No two tellings of the seal-bride legend are exactly alike, and the differences are themselves a kind of folklore map. In many Orkney and Shetland versions the husband is not a fisherman but a crofter or a “merman-catcher,” and the skin is hidden not under a floor but in a thatched roof, a haystack, or a locked kist. The number of children varies — most often three, sometimes seven — and so does the manner of discovery: a child innocently mentions the “bonny skin” Father keeps in the rafters, or the wife herself stumbles upon it while the man is at the kirk.
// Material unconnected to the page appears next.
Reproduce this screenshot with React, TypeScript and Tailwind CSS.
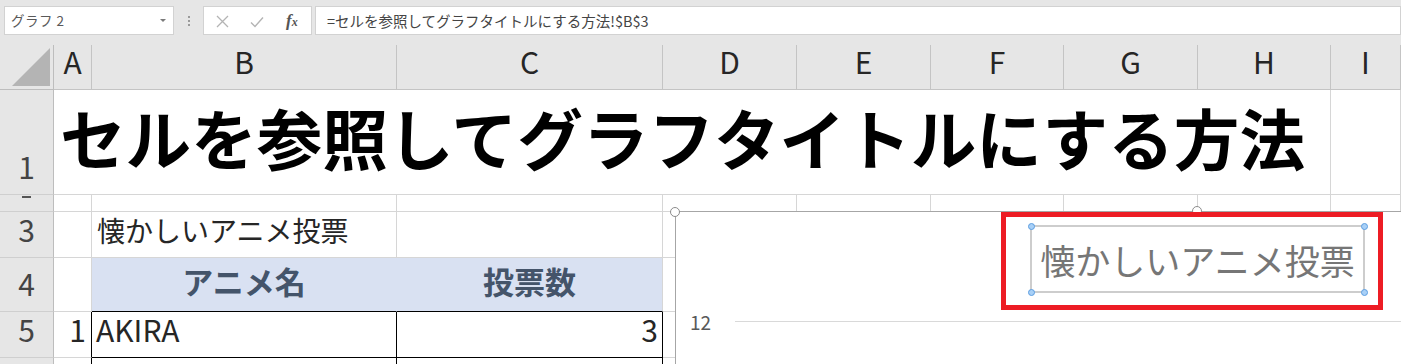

What never varies is the structure folklorists recognise as the heart of ML 4080: capture by theft of the skin, a marriage of constraint, accidental rediscovery, and irreversible departure to the sea.

The legend’s kinship with the swan-maiden type (ATU 400) places it within one of the most ancient and far-flung story families known to scholarship. Swan-maidens shed feather-cloaks in the lake-lands of Scandinavia, Siberia, and Central Asia; the Japanese hagoromo tells of a celestial maiden whose feather-robe is hidden by a fisherman; and along the Atlantic edge of Europe the same compulsion and the same loss are told of the seal. The selkie is simply what the swan-maiden becomes when the imagination that shapes her lives by a grey northern sea rather than an inland marsh. Coastal Ireland tells the tale too — of the roan, the seal-people of Donegal and the western isles — and David Thomson’s The People of the Sea moves seamlessly between Scottish and Irish tellings precisely because the storytellers themselves did.
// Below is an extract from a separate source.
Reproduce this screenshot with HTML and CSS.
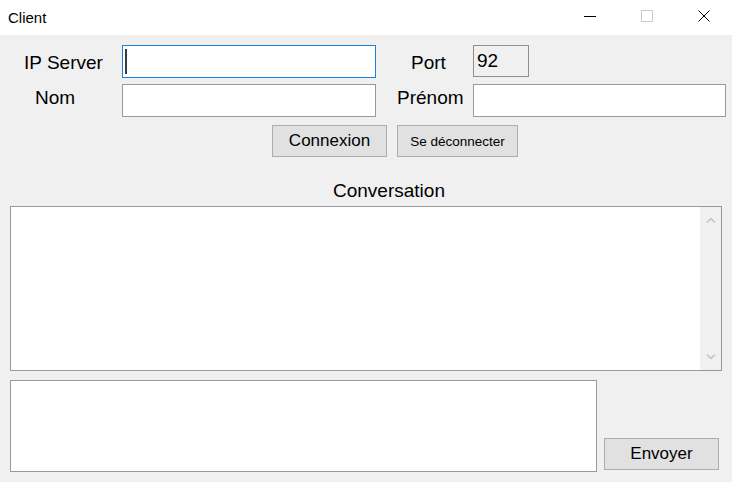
FILE: index.html
```html
<!DOCTYPE html>
<html lang="fr">
<head>
<meta charset="utf-8">
<title>Client</title>
<link rel="stylesheet" href="styles.css">
</head>
<body>
<div class="window">
  <div class="titlebar">
    <div class="title">Client</div>
    <div class="controls">
      <div class="ctl">
        <svg width="12" height="12" viewBox="0 0 12 12"><line x1="0" y1="6.5" x2="12" y2="6.5" stroke="#000" stroke-width="1"/></svg>
      </div>
      <div class="ctl">
        <svg width="12" height="12" viewBox="0 0 12 12"><rect x="0.5" y="0.5" width="11" height="11" fill="none" stroke="#cccccc" stroke-width="1"/></svg>
      </div>
      <div class="ctl">
        <svg width="12" height="12" viewBox="0 0 12 12"><path d="M0.5 0.5 L11.5 11.5 M11.5 0.5 L0.5 11.5" stroke="#000" stroke-width="1" fill="none"/></svg>
      </div>
    </div>
  </div>
  <div class="content">
    <div class="row row1">
      <div class="lbl lbl-ip">IP Server</div>
      <div class="field focused"><span class="caret"></span></div>
      <div class="lbl lbl-port">Port</div>
      <div class="field port">92</div>
    </div>
    <div class="row row2">
      <div class="lbl lbl-nom">Nom</div>
      <div class="field"></div>
      <div class="lbl lbl-prenom">Prénom</div>
      <div class="field wide"></div>
    </div>
    <div class="actions">
      <button class="btn btn-connect">Connexion</button>
      <button class="btn btn-disc">Se déconnecter</button>
    </div>
    <div class="conv-title">Conversation</div>
    <div class="conv">
      <div class="conv-body"></div>
      <div class="scrollbar">
        <svg width="10" height="6" viewBox="0 0 10 6"><path d="M1 5.5 L5 1.5 L9 5.5" stroke="#c2c2c2" stroke-width="1.4" fill="none"/></svg>
        <svg width="10" height="6" viewBox="0 0 10 6"><path d="M1 0.5 L5 4.5 L9 0.5" stroke="#c2c2c2" stroke-width="1.4" fill="none"/></svg>
      </div>
    </div>
    <div class="compose">
      <div class="msg"></div>
      <button class="btn btn-send">Envoyer</button>
    </div>
  </div>
</div>
</body>
</html>
```

FILE: styles.css
```css
* { box-sizing: border-box; }

html, body {
  margin: 0;
  padding: 0;
}

body {
  width: 732px;
  height: 482px;
  overflow: hidden;
  background: #f0f0f0;
  font-family: "Liberation Sans", Arial, sans-serif;
  color: #000;
}

.window {
  width: 732px;
  height: 482px;
  background: #f0f0f0;
}

.titlebar {
  height: 35px;
  background: #ffffff;
  display: flex;
  align-items: flex-start;
  justify-content: space-between;
}

.title {
  padding: 9px 0 0 8px;
  font-size: 15px;
  line-height: 17px;
  color: #000;
}

.controls {
  display: flex;
}

.ctl {
  width: 57px;
  height: 31px;
  display: flex;
  align-items: center;
  justify-content: center;
}

.ctl svg { display: block; }

.content {
  padding: 10px 10px 0 10px;
}

.row {
  display: flex;
  align-items: flex-start;
  height: 33px;
}

.row > * {
  flex-shrink: 0;
}

.row2 {
  margin-top: 6px;
}

.lbl {
  font-size: 19px;
  line-height: 22px;
  white-space: nowrap;
}

.row1 .lbl { padding-top: 7px; }
.row2 .lbl { padding-top: 3px; }

.lbl-ip { width: 112px; padding-left: 14px; }
.lbl-nom { width: 112px; padding-left: 25px; }
.lbl-port { width: 97px; padding-left: 35px; }
.lbl-prenom { width: 97px; padding-left: 21px; }

.field {
  width: 254px;
  height: 33px;
  background: #ffffff;
  border: 1px solid #9a9a9a;
}

.field.wide {
  width: 253px;
}

.field.focused {
  border-color: #1e7fd8;
  padding: 3px 0 0 2px;
}

.caret {
  display: block;
  width: 2px;
  height: 25px;
  background: #3a3a3a;
}

.field.port {
  width: 56px;
  height: 32px;
  background: #f0f0f0;
  border-color: #8f8f8f;
  font-size: 19px;
  line-height: 22px;
  padding: 4px 0 0 3px;
}

.actions {
  display: flex;
  gap: 10px;
  margin-top: 8px;
  padding-left: 262px;
}

.btn {
  height: 32px;
  padding: 0;
  margin: 0;
  background: #e1e1e1;
  border: 1px solid #adadad;
  border-radius: 0;
  font-family: "Liberation Sans", Arial, sans-serif;
  color: #000;
}

.btn-connect {
  width: 115px;
  font-size: 17px;
}

.btn-disc {
  width: 121px;
  font-size: 13.5px;
}

.conv-title {
  margin-top: 23px;
  padding-left: 323px;
  font-size: 19px;
  line-height: 22px;
}

.conv {
  margin-top: 4px;
  width: 712px;
  height: 165px;
  background: #ffffff;
  border: 1px solid #9a9a9a;
  display: flex;
}

.conv-body {
  flex: 1;
}

.scrollbar {
  width: 21px;
  background: #f0f0f0;
  display: flex;
  flex-direction: column;
  align-items: center;
  justify-content: space-between;
  padding: 10px 0 10px 0;
}

.scrollbar svg { display: block; }

.compose {
  display: flex;
  margin-top: 9px;
  height: 92px;
}

.msg {
  width: 587px;
  height: 92px;
  background: #ffffff;
  border: 1px solid #9a9a9a;
}

.btn-send {
  align-self: flex-end;
  margin-left: 7px;
  margin-bottom: 2px;
  width: 115px;
  font-size: 17px;
}
```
Scholars of the Northern Isles, writing in journals such as Scottish Studies, have long noted that the selkie legend also carried a sober social function. In communities where drowning was common and seal-hunting both necessary and uneasy, the story half-explained the seal’s human eyes and mournful cry, and it offered a tender, face-saving account of marriages that were unhappy, of wives who left, and of children born of unions the community quietly understood to have been unequal. The supernatural frame let hard human truths be spoken aloud.

The Moral of the Tale

The selkie legend was never a simple story of magic. The islanders who told it across the Northern Isles understood it as a hard meditation on possession and freedom — on the truth that a beloved compelled is a beloved lost. Duncan’s grief is not punishment for cruelty so much as the natural harvest of a love that began as theft. The story insists that the things we cling to most tightly are exactly the things we cannot truly hold: a wild creature, a free will, a heart that belongs first to itself.

The old fisher-folk of the Scottish coast had a saying for it, weathered smooth by long use along those shores:

“The sea will hae its ain.”
— Scots: “The sea will have its own.” A traditional coastal proverb of the Northern Isles, spoken of all things that, sooner or later, must return to where they belong.

What cannot be kept by force can sometimes still be kept by love freely given. Morveren’s promise to return every seventh year is the story’s quiet mercy: the bond between mother and child is not broken by her leaving, only by her caging. Love that opens its hand does not lose the beloved. Love that closes its fist loses everything but the empty fist.

Why This Story Has Lasted

For more than two centuries — and surely far longer in unwritten telling — the seal-bride legend has held the imagination of everyone who has heard the surf on a northern shore. It lasted, first, because it was true to the lives of the people who told it. Coastal communities in Orkney, Shetland, and the Hebrides lived intimately with the seal: a creature with strikingly human eyes, a mournful voice, and the unsettling habit of watching fishermen from the water. The legend gave shape to that uncanniness, and to the real griefs of island life — the wife who pined for a home she had left, the spouse lost to the sea, the marriage made more from circumstance than from choice.

It lasted, too, because its moral never expires. The selkie wife is among the most humane figures in all of European folklore precisely because the tale refuses to make her husband a villain or a monster. He is only an ordinary, lonely man who confused longing with love and possession with belonging — a mistake as available to us today as it was to him. The story endures because it tells every listener, gently and without scolding, the same difficult thing: that the people we love are not ours, that freedom is the price and proof of real devotion, and that the sea, in the end, will have its own.

The Selkie in Modern Memory

Few figures of British and Irish folklore have travelled so far beyond their home shores. The selkie has become a recurring presence in modern storytelling: in the poems and stories of the Orcadian writer George Mackay Brown, in Scottish and Irish song, in literary novels of the islands, and in animated films that have carried the seal-folk to audiences who have never stood on a northern beach. Each retelling reaches for the same emotional core — the ache of a divided belonging, the impossibility of keeping what is wild, the strange gentleness of a parting that is not a betrayal. The persistence of the selkie in contemporary culture is itself evidence of the legend’s depth: a story does not survive two hundred years of retelling, and then leap into new media, unless it is answering a question its listeners still feel.

That question is not really about seals at all. It is about every love that asks one person to give up a part of themselves for another — the home left behind for a marriage, the calling set aside for a family, the self quietly folded away to keep a household whole. The selkie wife makes that hidden cost visible by turning it into a sealskin under a stone. And in doing so the tale offers, across the centuries, the same steady counsel: that the truest love does not hide the skin. It hands it back, and trusts what returns of its own free will. Modern readers meet the selkie again and again because that counsel has never stopped being hard, and never stopped being needed.